I don’t think there’s a single explanation here. A few things appear to be happening at the same time and separating them matters.

  • The 2021-2022 hiring binge is still being unwound. Tech companies went on a talent spree during the pandemic that, in retrospect, was detached from realistic demand forecasting. Unwinding that takes years, not quarters. An Oxford Economics study earlier this year concluded most layoffs are tied to “more traditional drivers” like over hiring and poor financial performance. For many companies, AI may be a convenient explanation for a correction that was going to happen regardless.

  • Macro conditions are putting real pressure on margins. Higher capital costs, cautious consumers, and intensifying competition are squeezing businesses in ways that don’t make for great press releases. Framing a difficult operating environment as a strategic AI transformation is understandably more appealing than the alternative.

  • The market tends to reward the AI story. There’s a reasonable argument that companies face an incentive to connect workforce reductions to AI efficiency rather than to business performance. That doesn’t mean every CEO is being disingenuous, but the incentive structure is worth acknowledging.

What Deployment Actually Looks Like on the Ground

Having deployed customer-facing AI in live operating environments, I can share that it’s a more deliberate process than the announcements tend to suggest. It’s capital-intensive. It requires clean accurate data and a solid data strategy.  It requires serious integration work. It needs human oversight in production for an extended period before you can rely on it at scale. The gains are real, but they tend to compound gradually rather than arrive all at once.

In many cases, what I suspect is happening is more nuanced. AI is handling a portion of what certain roles did. The rest is being redistributed to remaining staff, managed differently or just plain eliminated. That’s still valuable progress. It just doesn’t quite look like the clean efficiency story being told to investors.

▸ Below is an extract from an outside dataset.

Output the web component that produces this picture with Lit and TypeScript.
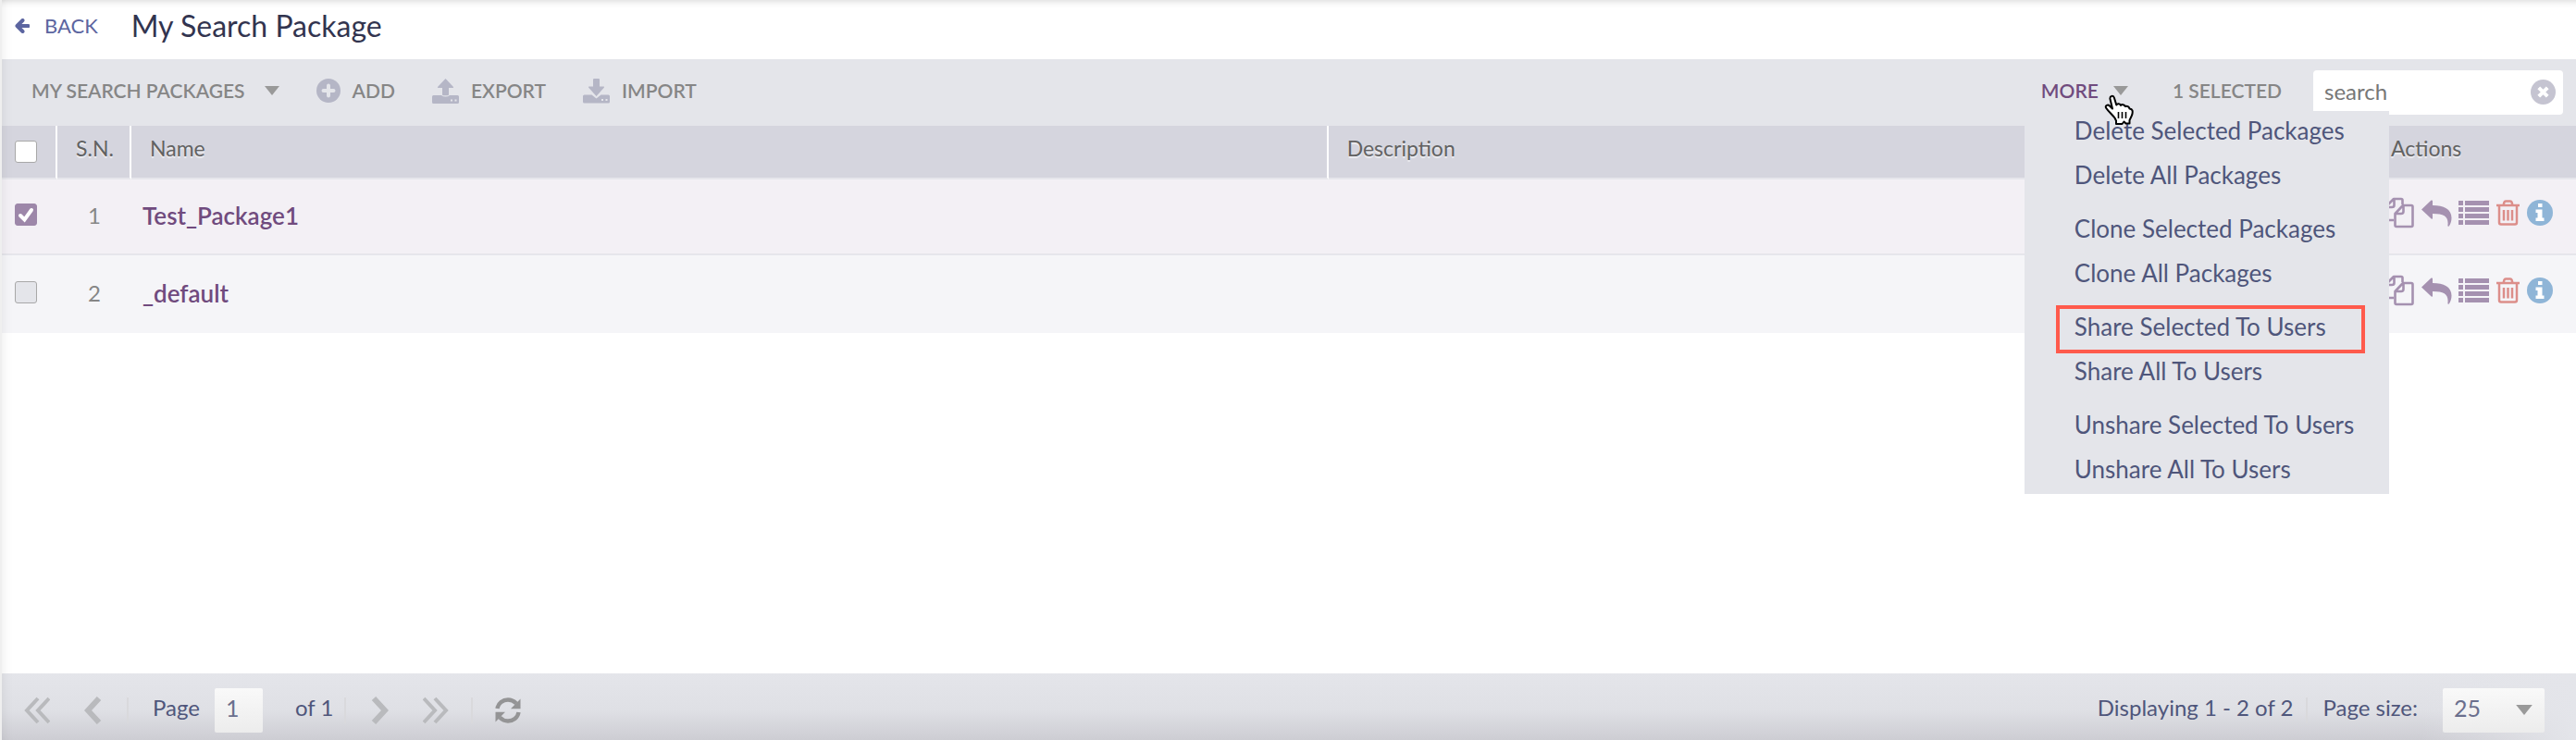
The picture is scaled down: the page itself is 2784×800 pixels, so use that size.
import { LitElement, html, css } from "lit";
import { customElement, state } from "lit/decorators.js";

interface PackageRow {
  name: string;
  selected: boolean;
}

const menuGroups = [
  ["Delete Selected Packages", "Delete All Packages"],
  ["Clone Selected Packages", "Clone All Packages"],
  ["Share Selected To Users", "Share All To Users"],
  ["Unshare Selected To Users", "Unshare All To Users"],
];

const highlighted = "Share Selected To Users";

const caret = html`<svg class="caret" viewBox="0 0 16 10" aria-hidden="true"><path d="M0 0h16L8 10z" /></svg>`;

const arrowLeft = html`<svg class="back-icon" viewBox="0 0 16 16" aria-hidden="true">
  <path d="M8.500 2 2.500 8l6 6M3 8h11.500" fill="none" stroke="currentColor" stroke-width="4" stroke-linecap="round" stroke-linejoin="round" />
</svg>`;

const plus = html`<svg class="tool-icon" viewBox="0 0 26 26" aria-hidden="true">
  <circle cx="13" cy="13" r="13" />
  <path d="M13 7.500v11M7.500 13h11" fill="none" stroke="#e4e5ea" stroke-width="4" stroke-linecap="round" />
</svg>`;

const exportIcon = html`<svg class="drive-icon" viewBox="0 0 29 27" aria-hidden="true">
  <path fill-rule="evenodd" d="M1.500 18H10q1.500 1.500 4.500 1.500T19 18h8.500q1.500 0 1.500 1.500v6q0 1.500-1.500 1.500h-26Q0 27 0 25.500v-6Q0 18 1.500 18zM20 22.500v2h2v-2zM24.500 22.500v2h2v-2z" />
  <path d="M14.500 0 23 9q.5 1-.7 1H18v7q0 1.200-1.200 1.200h-4.600Q11 18.200 11 17v-7H6.700Q5.500 10 6 9z" />
</svg>`;

const importIcon = html`<svg class="drive-icon" viewBox="0 0 29 27" aria-hidden="true">
  <path fill-rule="evenodd" d="M1.500 17.500H9.500l5 4 5-4h8q1.500 0 1.500 1.500v6q0 1.500-1.500 1.500h-26Q0 26.500 0 25v-6q0-1.500 1.500-1.500zM20 22v2h2v-2zM24.500 22v2h2v-2z" />
  <path d="M11 1q0-1 1-1h5q1 0 1 1v7.500h4.500q1 .3.300 1.200L14.500 19 6.200 9.700q-.7-.9.300-1.200H11z" />
</svg>`;

const clearIcon = html`<svg class="clear-icon" viewBox="0 0 27 27" aria-hidden="true">
  <circle cx="13.500" cy="13.500" r="13.500" fill="#c5c4d1" />
  <path d="m8.800 8.800 9.400 9.400m0-9.400-9.400 9.400" fill="none" stroke="#fff" stroke-width="4" />
</svg>`;

const copyIcon = html`<svg class="act copy" viewBox="0 0 32 34" aria-hidden="true">
  <path d="M10 25H2V10L10 2h8q1.500 0 1.500 1.500V8M2 11h6q2.500 0 2.500-2V2M20 9h9q1.500 0 1.500 1.500v20q0 1.500-1.500 1.500H13q-1.500 0-1.500-1.500V18zM12 18h6q2.500 0 2.500-2.500V9" fill="none" stroke="#a591b0" stroke-width="2.600" stroke-linejoin="round" />
</svg>`;

const replyIcon = html`<svg class="act reply" viewBox="0 0 33 29" aria-hidden="true">
  <path fill="#a591b0" d="M0 10.500 10.500.6Q12 0 12 1.500V6c12 0 20.500 4 20.500 13.500 0 3.500-1 6.500-2.600 8.800-.8 1-1.700.5-1.500-.6C29.500 18.500 25 15 12 15v4.800q0 1.500-1.400.7z" />
</svg>`;

const listIcon = html`<svg class="act list" viewBox="0 0 33 26" aria-hidden="true">
  <path fill="#a591b0" d="M0 0h5v5H0zM7 0h26v5H7zM0 7h5v5H0zM7 7h26v5H7zM0 14h5v5H0zM7 14h26v5H7zM0 21h5v5H0zM7 21h26v5H7z" />
</svg>`;

const trashIcon = html`<svg class="act trash" viewBox="0 0 25 28" aria-hidden="true">
  <path d="M0 6h25M7.500 6 8.500 2.500q.4-1 1.500-1h5q1.100 0 1.500 1L17.500 6M3 6v18.500q0 2 2 2h15q2 0 2-2V6M8 11v11.500M12.500 11v11.500M17 11v11.500" fill="none" stroke="#dc8e8a" stroke-width="2.500" />
</svg>`;

const infoIcon = html`<svg class="act info" viewBox="0 0 28 28" aria-hidden="true">
  <circle cx="14" cy="14" r="14" fill="#8fb5d7" />
  <path fill="#fff" d="M12 4h4.500v4H12zM9.500 10.500h7v9h2V23h-9v-3.500h2V14h-2z" />
</svg>`;

const pointer = html`<svg class="pointer" viewBox="0 0 32 34" aria-hidden="true">
  <path d="M11.500 25.500C9 22 4.500 18.500 2 14.500 1 12 4 10.500 6 12.500l3 3L6.500 5C6 1.500 10 .5 11 4l2.300 7.500c1-2 4-1.500 4.700.5 1.200-1.500 4-1 4.800 1 2-1 4.300.3 4.700 2.500C31 16 31 18 30.500 21c-.5 3-2.500 5-3 7v3.500h-4l-2-2-2 2.500h-6.500v-3.500z" fill="#fff" stroke="#000" stroke-width="2" stroke-linejoin="round" />
  <path d="M15.500 19v7M19.500 19v7M23.500 19v7" stroke="#000" stroke-width="1.600" />
</svg>`;

const chevron = (d: string, w: number, weight: number) => html`<svg class="nav-icon" width=${w} height="30" viewBox="0 0 ${w} 30" aria-hidden="true">
  <path d=${d} fill="none" stroke="#b9babd" stroke-width=${weight} />
</svg>`;

const refreshIcon = html`<svg class="nav-icon" width="28" height="28" viewBox="0 0 28 28" aria-hidden="true">
  <path d="M2.500 12C3.500 6 8.500 2.500 14 2.500c4 0 6.500 1.500 9 4M25.500 16C24.500 22 19.500 25.500 14 25.500c-4 0-6.500-1.500-9-4" fill="none" stroke="#949495" stroke-width="4.400" />
  <path d="M27.500 1.500v10.700H17zM.5 26.500V15.800H11z" fill="#949495" />
</svg>`;

@customElement("app-root")
export class AppRoot extends LitElement {
  @state() private rows: PackageRow[] = [
    { name: "Test_Package1", selected: true },
    { name: "_default", selected: false },
  ];

  static styles = css`
    :host {
      display: flex;
      flex-direction: column;
      position: relative;
      min-height: 100vh;
      box-sizing: border-box;
      background: #fff;
      color: #4f567b;
      font-family: Lato, "Open Sans", sans-serif;
      font-size: 24px;
      line-height: 32px;
    }
    :host::before {
      content: "";
      position: absolute;
      inset: 0;
      border-left: 2px solid #efefef;
      box-shadow: inset 0 10px 10px -10px #0003, inset 12px 0 12px -10px #0001;
      pointer-events: none;
      z-index: 1;
    }
    *, *::before, *::after { box-sizing: border-box; }
    button, input, select {
      font: inherit;
      color: inherit;
      border: 0;
      margin: 0;
      padding: 0;
      background: none;
    }
    button { display: flex; align-items: center; text-align: left; }
    svg { display: block; flex: none; }
    a { color: inherit; text-decoration: none; }
    .title-bar {
      display: flex;
      align-items: center;
      height: 64px;
      padding: 0 16px 8px;
      gap: 36px;
    }
    .back { display: flex; align-items: center; gap: 16px; color: #5c65a0; font-size: 22px; }
    .back-icon { width: 16px; height: 16px; }
    h1 { margin: 0; font-size: 32px; font-weight: 400; color: #32344f; }
    .toolbar {
      display: flex;
      align-items: center;
      height: 72px;
      padding: 0 14px 0 34px;
      background: #e4e5ea;
      color: #868686;
      font-size: 21px;
      font-weight: 600;
    }
    .tool { gap: 13px; margin-right: 40px; }
    .tool, .more, .count { padding-bottom: 4px; }
    .caret { width: 16px; height: 10px; fill: #999; }
    .picker { gap: 21px; }
    .tool-icon { width: 26px; height: 26px; fill: #b5b6c6; }
    .drive-icon { width: 29px; height: 27px; fill: #b5b6c6; }
    .spacer { flex: 1; }
    .more-wrap { position: relative; margin-right: 48px; }
    .more { gap: 16px; color: #704b7e; }
    .menu {
      position: absolute;
      z-index: 3;
      top: 38px;
      left: -18px;
      width: 394px;
      margin: 0;
      padding: 0 28px 0 36px;
      list-style: none;
      background: #e4e5ea;
      color: #4f567b;
      font-size: 26px;
      font-weight: 400;
    }
    .group { margin: 0; padding: 0; list-style: none; }
    .set + .set { padding-top: 10px; }
    .entry { width: 100%; height: 48px; padding: 0 0 6px 18px; white-space: nowrap; }
    .entry.marked { outline: 4px solid #ff5a4c; outline-offset: -2px; }
    .pointer { position: absolute; z-index: 4; left: 68px; top: 20px; width: 32px; height: 34px; }
    .search {
      position: relative;
      width: 270px;
      height: 48px;
      margin: 0 0 0 34px;
    }
    .search input {
      width: 100%;
      height: 100%;
      padding: 0 50px 4px 12px;
      border-radius: 4px;
      background: #fff;
      color: #777;
      font-size: 24px;
      font-weight: 400;
    }
    .search input::placeholder { color: #777; opacity: 1; }
    .clear { position: absolute; right: 8px; top: 10px; }
    .clear-icon { width: 27px; height: 27px; }
    .grid { padding-left: 2px; flex: 1; }
    table { width: 100%; border-collapse: separate; border-spacing: 0; table-layout: fixed; }
    .c-check { width: 60px; }
    .c-num { width: 80px; }
    .c-name { width: 46.500%; }
    .c-act { width: 210px; }
    th {
      height: 58px;
      padding: 0 0 8px 20px;
      background: #d5d5de;
      border-bottom: 2px solid #e6e6eb;
      border-right: 2px solid #fff;
      color: #626262;
      font-size: 23px;
      font-weight: 400;
      text-align: left;
      text-shadow: 0 2px 1px #fff9;
    }
    th.plain { border-right: 0; }
    th.acts { padding-left: 10px; }
    td { height: 82px; padding: 0 0 2px 12px; background: #f3f0f5; border-bottom: 2px solid #e6e6eb; }
    tr.even td { height: 84px; background: #f5f5f8; border: 0; }
    .check { padding-left: 14px; }
    td.check { padding-bottom: 4px; }
    th.check { padding-bottom: 0; }
    td.num { color: #868686; text-align: center; padding-left: 0; }
    td.acts { padding: 0 0 0 3px; }
    .name { color: #704b7e; font-size: 26px; font-weight: 600; }
    .box {
      display: block;
      appearance: none;
      width: 24px;
      height: 24px;
      border: 1px solid #a8a8a8;
      border-radius: 3px;
      background: #e4e5ea;
    }
    .box.all { background: #fff; }
    .box:checked {
      border-color: #9d87a9;
      background: #9d87a9 url("data:image/svg+xml,%3Csvg xmlns='http://www.w3.org/2000/svg' viewBox='0 0 22 22'%3E%3Cpath d='M5 12l4.500 4.500L17 6' fill='none' stroke='white' stroke-width='4' stroke-linecap='round'/%3E%3C/svg%3E") center / 22px 22px no-repeat;
    }
    .actions { display: flex; align-items: center; padding-bottom: 8px; }
    .act.copy { width: 32px; height: 34px; margin-right: 8px; }
    .act.reply { width: 33px; height: 29px; margin-right: 7px; }
    .act.list { width: 33px; height: 26px; margin-right: 8px; }
    .act.trash { width: 25px; height: 28px; margin-right: 8px; }
    .act.info { width: 28px; height: 28px; }
    .pager {
      display: flex;
      align-items: center;
      height: 72px;
      padding: 8px 34px 0 24px;
      margin-left: 2px;
      background:
        linear-gradient(to right, #e4e5ea00 94%, #e4e5ea),
        linear-gradient(#e4e5ea, #dfe0e5 55%, #cdcdd3);
    }
    .rule { width: 2px; height: 28px; background: #d9d9dc; }
    .text { padding-bottom: 6px; }
    .page { display: flex; align-items: center; gap: 16px; }
    .page input, .select select {
      height: 48px;
      padding: 0 0 6px 12px;
      border-radius: 2px;
      background: linear-gradient(#f9f9f9, #ececec);
      color: #6a6f8d;
      font-size: 25px;
    }
    .page input { width: 52px; }
    .prev { margin: 0 27px 0 37px; }
    .page { margin-left: 26px; }
    .total { margin: 0 12px 0 35px; }
    .next { margin: 0 37px 0 27px; }
    .last { margin-right: 24px; }
    .refresh { margin-left: 24px; }
    .size { display: flex; align-items: center; gap: 27px; margin-left: 16px; }
    .status { margin-right: 14px; }
    .select { position: relative; }
    .select select { display: block; appearance: none; width: 110px; }
    .select .caret { position: absolute; right: 13px; top: 18px; width: 18px; height: 11px; pointer-events: none; }
  `;

  private toggle(index: number) {
    this.rows = this.rows.map((r, i) => (i === index ? { ...r, selected: !r.selected } : r));
  }

  render() {
    const count = this.rows.filter((r) => r.selected).length;
    return html`
      <header class="title-bar">
        <a class="back" href="#">${arrowLeft}<span>BACK</span></a>
        <h1>My Search Package</h1>
      </header>
      <div class="toolbar">
        <button class="tool picker">MY SEARCH PACKAGES ${caret}</button>
        <button class="tool">${plus} ADD</button>
        <button class="tool">${exportIcon} EXPORT</button>
        <button class="tool">${importIcon} IMPORT</button>
        <span class="spacer"></span>
        <div class="more-wrap">
          <button class="more" aria-expanded="true">MORE ${caret}</button>
          <ul class="menu">
            ${menuGroups.map(
              (g) => html`<li class="set"><ul class="group">
                ${g.map((e) => html`<li><button class="entry ${e === highlighted ? "marked" : ""}">${e}</button></li>`)}
              </ul></li>`
            )}
          </ul>
          ${pointer}
        </div>
        <span class="count">${count} SELECTED</span>
        <div class="search">
          <input type="text" placeholder="search" aria-label="search" />
          <button class="clear" aria-label="Clear">${clearIcon}</button>
        </div>
      </div>
      <main class="grid">
        <table>
          <colgroup><col class="c-check" /><col class="c-num" /><col class="c-name" /><col /><col class="c-act" /></colgroup>
          <thead>
            <tr>
              <th class="check"><input class="box all" type="checkbox" aria-label="Select all" /></th>
              <th>S.N.</th>
              <th>Name</th>
              <th class="plain">Description</th>
              <th class="plain acts">Actions</th>
            </tr>
          </thead>
          <tbody>
            ${this.rows.map(
              (r, i) => html`<tr class=${i % 2 ? "even" : "odd"}>
                <td class="check">
                  <input class="box" type="checkbox" aria-label=${r.name} .checked=${r.selected} @change=${() => this.toggle(i)} />
                </td>
                <td class="num">${i + 1}</td>
                <td><a class="name" href="#">${r.name}</a></td>
                <td></td>
                <td class="acts">
                  <div class="actions">
                    <button aria-label="Clone">${copyIcon}</button>
                    <button aria-label="Share">${replyIcon}</button>
                    <button aria-label="List">${listIcon}</button>
                    <button aria-label="Delete">${trashIcon}</button>
                    <button aria-label="Info">${infoIcon}</button>
                  </div>
                </td>
              </tr>`
            )}
          </tbody>
        </table>
      </main>
      <footer class="pager">
        <button aria-label="First page">${chevron("M15 2 3 15l12 13M27 2 15 15l12 13", 28, 4)}</button>
        <button class="prev" aria-label="Previous page">${chevron("M16 2 4 15l12 13", 19, 6)}</button>
        <span class="rule"></span>
        <label class="page"><span class="text">Page</span><input type="text" value="1" /></label>
        <span class="total text">of 1</span>
        <span class="rule"></span>
        <button class="next" aria-label="Next page">${chevron("M3 2l12 13L3 28", 19, 6)}</button>
        <button class="last" aria-label="Last page">${chevron("M1 2l12 13L1 28M13 2l12 13-12 13", 28, 4)}</button>
        <span class="rule"></span>
        <button class="refresh" aria-label="Refresh">${refreshIcon}</button>
        <span class="spacer"></span>
        <span class="status text">Displaying 1 - 2 of 2</span>
        <span class="rule"></span>
        <label class="size"><span class="text">Page size:</span>
          <span class="select"><select><option>25</option></select>${caret}</span>
        </label>
      </footer>
    `;
  }
}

What I Actually Believe About AI and Work

  • AI is more of a force multiplier than a replacement. The organizations I see doing this well aren’t cutting staff to fund AI deployment. They’re using AI to help existing staff do more of what people do best, which is judgment, relationships, and handling complexity. In the drive-thru space, for example, voice AI done well doesn’t eliminate the team member. It frees them to focus on speed, accuracy, and the guest experience. Throughput improves. Labor gets redeployed rather than eliminated.

  • The loudest claims often come from the lightest deployments. In my experience, there’s an inverse relationship between how confidently a company talks about AI replacing workers and how much production AI they’ve actually deployed. Operators running this technology every day tend to be more measured, because they understand the real costs and the genuine complexity involved.

  • Some of what’s being called AI-driven restructuring may really be a business performance story. When layoffs are misattributed to AI, markets can simultaneously overestimate near-term AI disruption and underestimate the real economic pressures at play. That’s a distortion that tends to correct itself over time.

Final Thoughts

The real AI transformation is genuinely underway. It’s creating efficiencies that will keep compounding. In time, the impact on how work gets organized will be substantial and some roles will meaningfully change.

But the leaders building that future are the ones deploying carefully, measuring honestly, and thinking about their people as the multiplier rather than the variable to eliminate. The technology is the lever. The people are still the engine.